Gleichwohl offenbart Dada, die unter anderem mit Joy Denalane, Edo Zanki, Hellmut Hattler oder als Vocal-Coach bei „Deutschland sucht den Superstar“ arbeitete, mit „Sisters & Brothers“ auch ganz neue Schattierungen in ihrem Oeuvre. Etwa in dem Song „We Will Heal“, der von dem Gedicht „Still I Rise“ der afroamerikanischen Schriftstellerin und Bürgerrechtlerin Maya Angelou inspiriert wurde. Mit hypnotisierender Stimme beschreibt Dada in ihrem Lied die jahrhundertealten Strukturen von Machtmissbrauch, Rassismus und Diskriminierung. Es lässt einem schier das Blut in den Adern gefrieren.

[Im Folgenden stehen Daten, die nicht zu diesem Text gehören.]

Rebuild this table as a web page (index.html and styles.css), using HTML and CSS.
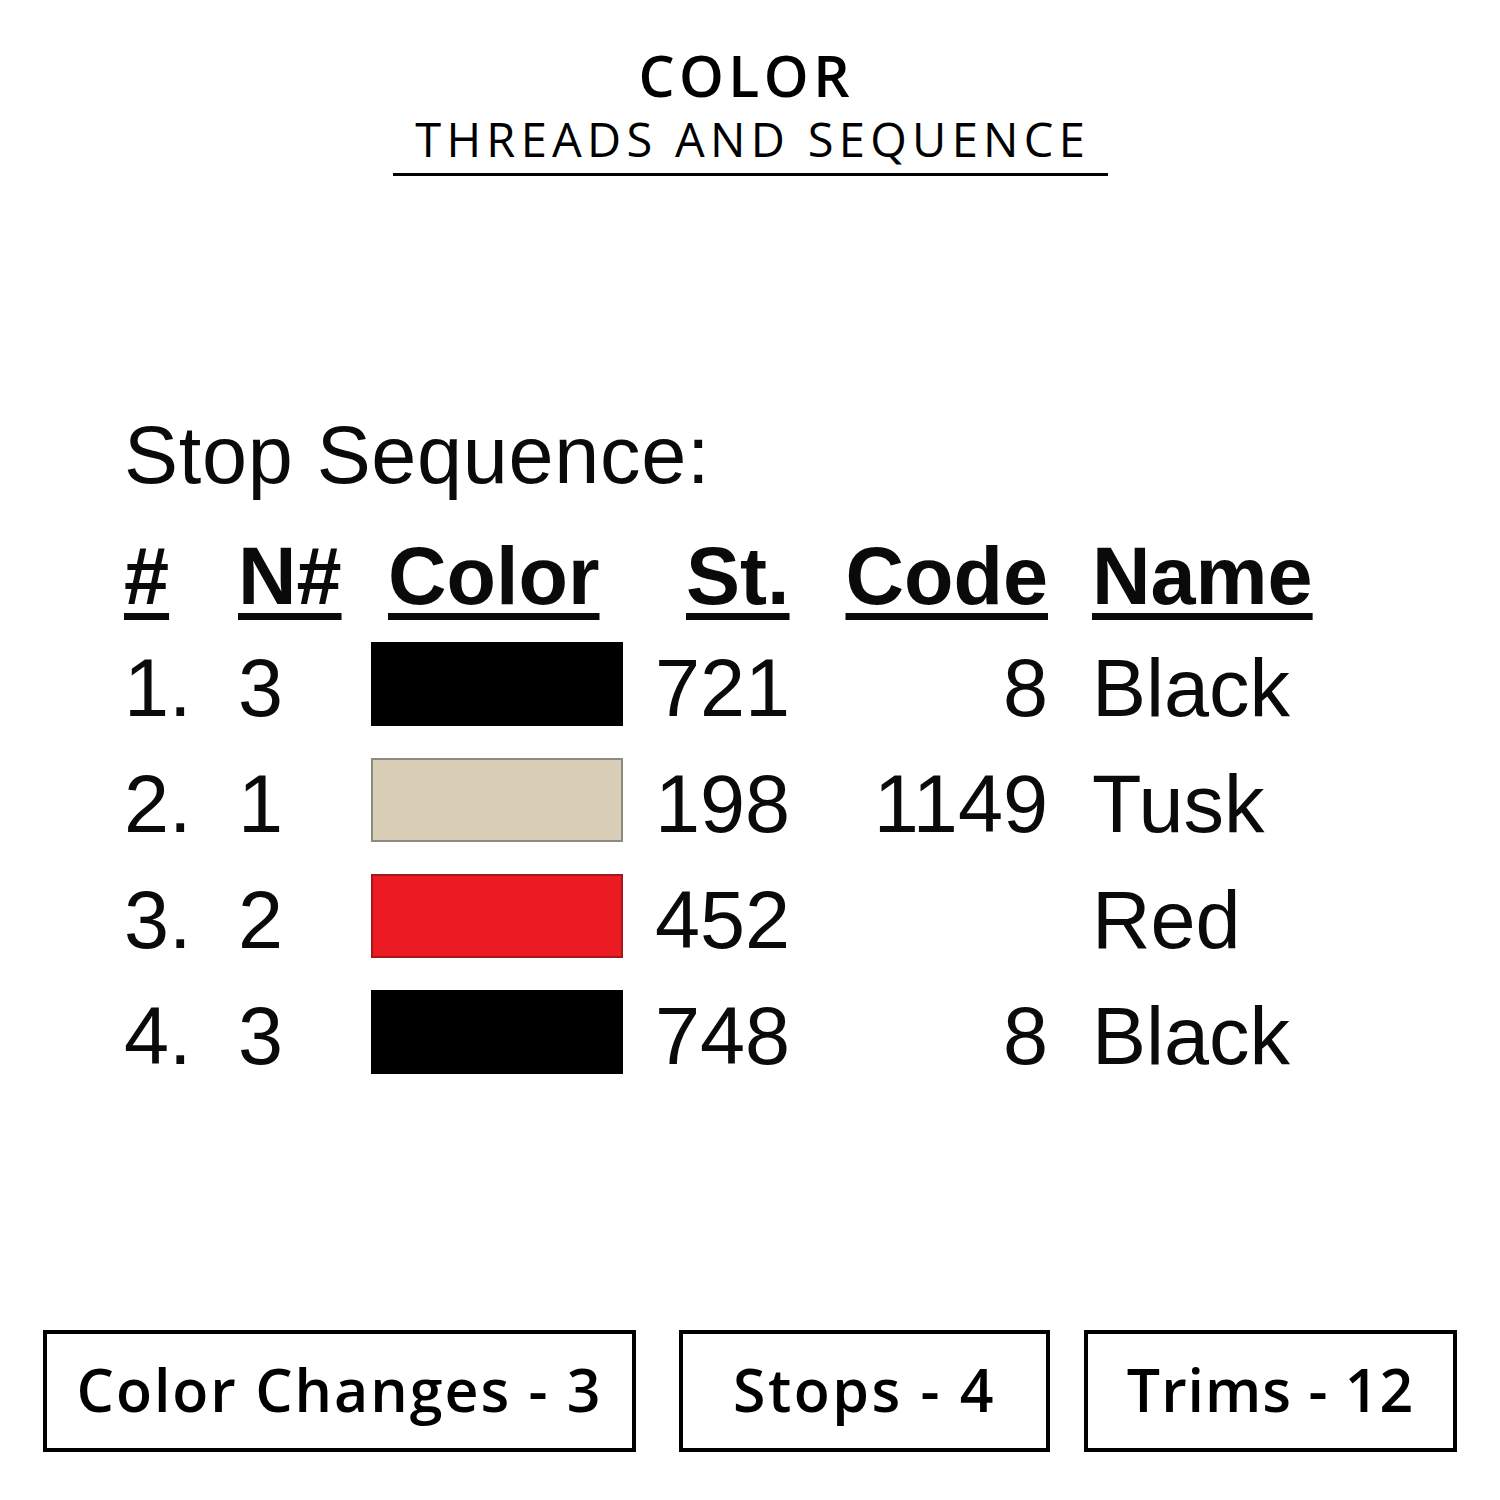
FILE: index.html
```html
<!DOCTYPE html>
<html lang="en">
<head>
<meta charset="utf-8">
<title>Color Threads and Sequence</title>
<link rel="stylesheet" href="styles.css">
</head>
<body>
<div class="page">
  <header class="heading">
    <div class="title">COLOR</div>
    <div class="subtitle">THREADS AND SEQUENCE</div>
    <div class="rule"></div>
  </header>

  <section class="sequence">
    <div class="seq-title">Stop Sequence:</div>
    <div class="seq-grid">
      <div class="cell head"><span class="u">#</span></div>
      <div class="cell head"><span class="u">N#</span></div>
      <div class="cell head color-h"><span class="u">Color</span></div>
      <div class="cell head st-h"><span class="u">St.</span></div>
      <div class="cell head code"><span class="u">Code</span></div>
      <div class="cell head name"><span class="u">Name</span></div>

      <div class="cell row">1.</div>
      <div class="cell row">3</div>
      <div class="cell row"><div class="swatch black"></div></div>
      <div class="cell row">721</div>
      <div class="cell row code">8</div>
      <div class="cell row name">Black</div>

      <div class="cell row">2.</div>
      <div class="cell row">1</div>
      <div class="cell row"><div class="swatch tusk"></div></div>
      <div class="cell row">198</div>
      <div class="cell row code">1149</div>
      <div class="cell row name">Tusk</div>

      <div class="cell row">3.</div>
      <div class="cell row">2</div>
      <div class="cell row"><div class="swatch red"></div></div>
      <div class="cell row">452</div>
      <div class="cell row code"></div>
      <div class="cell row name">Red</div>

      <div class="cell row">4.</div>
      <div class="cell row">3</div>
      <div class="cell row"><div class="swatch black"></div></div>
      <div class="cell row">748</div>
      <div class="cell row code">8</div>
      <div class="cell row name">Black</div>
    </div>
  </section>

  <section class="stats">
    <div class="stat stat-wide">Color Changes - 3</div>
    <div class="stat stat-mid">Stops - 4</div>
    <div class="stat stat-end">Trims - 12</div>
  </section>
</div>
</body>
</html>
```

FILE: styles.css
```css
* { box-sizing: border-box; }

html, body {
  margin: 0;
  padding: 0;
  background: #ffffff;
  color: #000000;
}

.page {
  width: 1500px;
  height: 1500px;
  display: flex;
  flex-direction: column;
}

.heading {
  padding-top: 45px;
  display: flex;
  flex-direction: column;
  align-items: center;
  font-family: "Open Sans", "Liberation Sans", sans-serif;
}

.title {
  font-size: 57px;
  line-height: 60px;
  font-weight: 600;
  letter-spacing: 4.5px;
  padding-left: 4.5px;
  margin-left: -12px;
}

.subtitle {
  margin-top: 6px;
  font-size: 47px;
  line-height: 56px;
  font-weight: 400;
  letter-spacing: 5.3px;
  padding-left: 5.3px;
}

.rule {
  margin-top: 6px;
  width: 715px;
  height: 3px;
  background: #000;
}

.sequence {
  margin-top: 229px;
  padding-left: 124px;
  font-family: "Liberation Sans", Arial, sans-serif;
  font-size: 81px;
  color: #0a0a0a;
}

.seq-title {
  line-height: 100px;
  height: 100px;
  margin-bottom: 17px;
  letter-spacing: 0.7px;
}

.seq-grid {
  display: grid;
  grid-template-columns: 114px 133px 284px 188px 205px auto;
  grid-template-rows: 108px repeat(4, 116px);
}

.cell {
  display: flex;
  align-items: center;
  white-space: nowrap;
}

.head {
  font-weight: bold;
}

.u {
  text-decoration: underline;
  text-decoration-thickness: 7px;
  text-underline-offset: 9px;
}

.color-h { padding-left: 17px; }
.st-h { padding-left: 31px; }

.code { justify-content: flex-end; }
.name { padding-left: 44px; }

.swatch {
  width: 252px;
  height: 84px;
  margin-bottom: 8px;
}

.swatch.black { background: #000; }
.swatch.tusk {
  background: #d9ceb7;
  border: 2px solid #8d8a80;
}
.swatch.red {
  background: #ec1b23;
  border: 2px solid #a8161b;
}

.stats {
  margin-top: 236px;
  padding-left: 43px;
  display: flex;
  font-family: "Open Sans", "Liberation Sans", sans-serif;
  font-weight: 600;
  font-size: 59px;
}

.stat {
  height: 122px;
  border: 4px solid #000;
  display: flex;
  align-items: center;
  justify-content: center;
  letter-spacing: 1.5px;
  padding-bottom: 4px;
}

.stat-wide { width: 593px; letter-spacing: 2px; }
.stat-mid { width: 371px; margin-left: 43px; letter-spacing: 2.5px; }
.stat-end { width: 373px; margin-left: 34px; letter-spacing: 1px; }
```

„Ich bin eigentlich ein harmoniesüchtiger Mensch“, erklärt die in Schwaben aufgewachsene Tochter einer deutschen Mutter und eines nigerianischen Vaters, „aber irgendwann muss man auch mal sagen: bis hierhin und nicht weiter. Die Schärfe in diesem Stück ist für mich ungewöhnlich und neu.“ Sie verstehe sich mit „We Will Heal“ als Sprachrohr für alle, die keine Stimme haben.

Der Fixpunkt im reichhaltigem Spektrum der Sängerin ist zweifellos der Jazz, der ihr nach eigenen Worten durch den Stepptanz über die Füße in den Körper und von dort in die Stimmbänder geriet. Das hört man auf „Sisters & Brothers“ an vielen Stellen: Sei es in der virtuos-verspielten Phrasierung à la Ella Fitzgerald wie im Titelsong, sei es in der erdigen Tiefe des Ausdrucks, wie man ihn sonst nur von einer Billie Holiday oder Nina Simone kennt.

Dennoch hält es Fola Dada für das schönste Kompliment, wenn man sie nicht als Jazz- oder Solosängerin bezeichnet. Sondern einfach nur als Sängerin. „Dann geht mir das Herz auf“, sagt sie, „denn genau das ist mein Anliegen: Ich möchte gerne die ganze Welt abbilden mit meinem Gesang.“ Mit „Sisters & Brothers“ gelingt dies Fola Dada vollauf und auf wunderbare Weise: Sie singt das Leben.